Current headlines and eye-popping trading values for Beeple art NFTs, NBA Top Shots and CryptoPunk tokens are great examples of high value “unique additional data” but that almost misses the point of Web3. The intriguing business application for me is all that low value data which can be stored on an NFT/token but which can also deliver the other commercial necessities like ID, validation and automation. Think about the following businesses and all the intermediary costs involved in delivering a commercial service or product:

  • Education
  • Content Production
  • Professional Services/Consulting
  • Healthcare
  • Travel
  • Environmental/Sustainability Certification

Watch carefully to see which sectors above start to look at blockchain-based/NFT service offerings.
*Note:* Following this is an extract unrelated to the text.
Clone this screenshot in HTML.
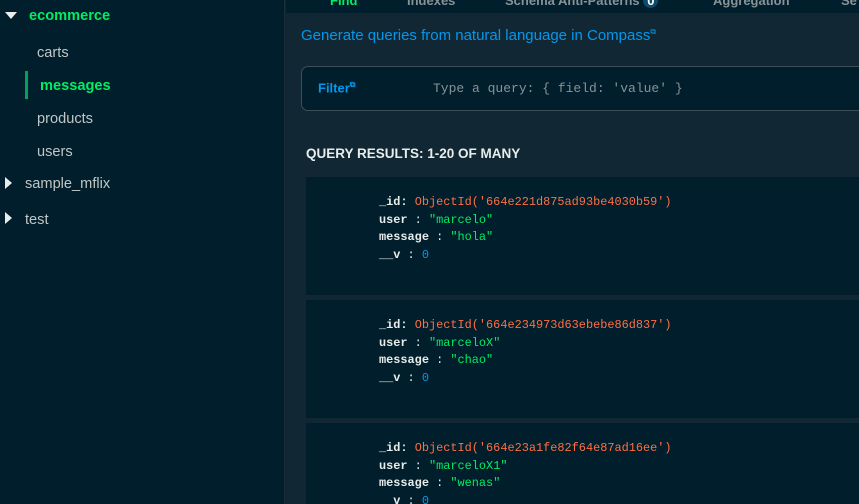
<!DOCTYPE html>
<html><head><style>
*{margin:0;padding:0;box-sizing:border-box}
html,body{width:859px;height:504px;overflow:hidden}
body{background:#112733;font-family:"Liberation Sans",sans-serif;position:relative}
.side{position:absolute;left:0;top:0;width:285px;height:504px;background:#001e2b;border-right:1px solid #1c2d38}
.t{position:absolute;font-size:14.6px;color:#c1c7c6}
.g{color:#00ed64;font-weight:bold}
.tri-d{position:absolute;left:5px;top:12px;width:0;height:0;border-left:6px solid transparent;border-right:6px solid transparent;border-top:7px solid #e8edeb}
.tri-r{position:absolute;left:5px;width:0;height:0;border-top:6px solid transparent;border-bottom:6px solid transparent;border-left:7px solid #e8edeb}
.bar{position:absolute;left:25px;top:71px;width:3px;height:28px;background:#00a35c}
.tabs{position:absolute;left:286px;top:0;width:573px;height:13px;background:#001e2b;overflow:hidden}
.tab{position:absolute;top:-7px;font-size:13px;font-weight:bold;color:#889397}
.link{position:absolute;left:301px;top:27px;font-size:15px;color:#0498ec}
.filter{position:absolute;left:301px;top:66px;width:570px;height:45px;background:#001e2b;border:1px solid #3d4f58;border-radius:7px}
.mono{font-family:"Liberation Mono",monospace}
.qr{position:absolute;left:306px;top:146px;font-size:13.5px;font-weight:bold;color:#e8edeb}
.card{position:absolute;left:306px;width:560px;height:118px;background:#001e2b;overflow:hidden}
.doc{position:absolute;left:73px;top:17px;font-family:"Liberation Mono",monospace;font-size:11.9px;line-height:17.5px;color:#e8edeb;white-space:pre}
.k{font-weight:bold}.r{color:#ff6f44}.s{color:#00ed64}.n{color:#0498ec}
</style></head><body>
<div class="side">
<div class="tri-d"></div>
<div class="t g" style="left:29px;top:8px">ecommerce</div>
<div class="t" style="left:37px;top:45px">carts</div>
<div class="bar"></div>
<div class="t g" style="left:40px;top:78px">messages</div>
<div class="t" style="left:37px;top:111px">products</div>
<div class="t" style="left:37px;top:144px">users</div>
<div class="tri-r" style="top:177px"></div>
<div class="t" style="left:25px;top:176px">sample_mflix</div>
<div class="tri-r" style="top:212px"></div>
<div class="t" style="left:25px;top:212px">test</div>
</div>
<div class="tabs">
<div class="tab" style="left:44px;color:#00ed64">Find</div>
<div class="tab" style="left:121px">Indexes</div>
<div class="tab" style="left:219px">Schema Anti-Patterns <span style="display:inline-block;background:#0c4a6e;color:#fff;border-radius:8px;padding:0 4px">0</span></div>
<div class="tab" style="left:427px">Aggregation</div>
<div class="tab" style="left:555px">Se</div>
</div>
<div class="link">Generate queries from natural language in Compass<sup style="font-size:8px">&#x29C9;</sup></div>
<div class="filter">
<div style="position:absolute;left:16px;top:13px;font-size:13px;font-weight:bold;color:#0498ec">Filter<sup style="font-size:8px">&#x29C9;</sup></div>
<div class="mono" style="position:absolute;left:131px;top:14px;font-size:13px;color:#889397">Type a query: { field: 'value' }</div>
</div>
<div class="qr">QUERY RESULTS: 1-20 OF MANY</div>
<div class="card" style="top:177px"><div class="doc"><span class="k">_id:</span> <span class="r">ObjectId('664e221d875ad93be4030b59')</span>
<span class="k">user</span> : <span class="s">"marcelo"</span>
<span class="k">message</span> : <span class="s">"hola"</span>
<span class="k">__v</span> : <span class="n">0</span></div></div>
<div class="card" style="top:300px"><div class="doc"><span class="k">_id:</span> <span class="r">ObjectId('664e234973d63ebebe86d837')</span>
<span class="k">user</span> : <span class="s">"marceloX"</span>
<span class="k">message</span> : <span class="s">"chao"</span>
<span class="k">__v</span> : <span class="n">0</span></div></div>
<div class="card" style="top:423px;height:81px"><div class="doc"><span class="k">_id:</span> <span class="r">ObjectId('664e23a1fe82f64e87ad16ee')</span>
<span class="k">user</span> : <span class="s">"marceloX1"</span>
<span class="k">message</span> : <span class="s">"wenas"</span>
<span class="k">__v</span> : <span class="n">0</span></div></div>
</body></html>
However, we have deliberately avoided mention of the very sector which is perhaps most plagued with inefficiencies and intermediary costs. Amazon’s Jeff Bezos used to say “your margin is my opportunity” and it is striking to see that more than half of all technology funding from venture capital now goes to fintech companies(source: Bain &Co). Clearly, the disruption of financial services is a very big “bet” right now but I do wonder whether the relatively slow adoption of technology in finance will now be overtaken by an entirely new technology ecosystem?

I keep thinking of the core NFT features – identity, privacy, authenticity, automation/execution and storage of unique data, images, text etc. – and all those toll-takers and intermediaries taking their margin in the banking sector. Big Tech was the centralized elephant in the Web 2.0 banking universe but the banks survived. In a decentralized Web3 the threat is very different and banking really feels like a sector which is tailor-made for an asteroid strike from the NFT Metaverse. Think much faster.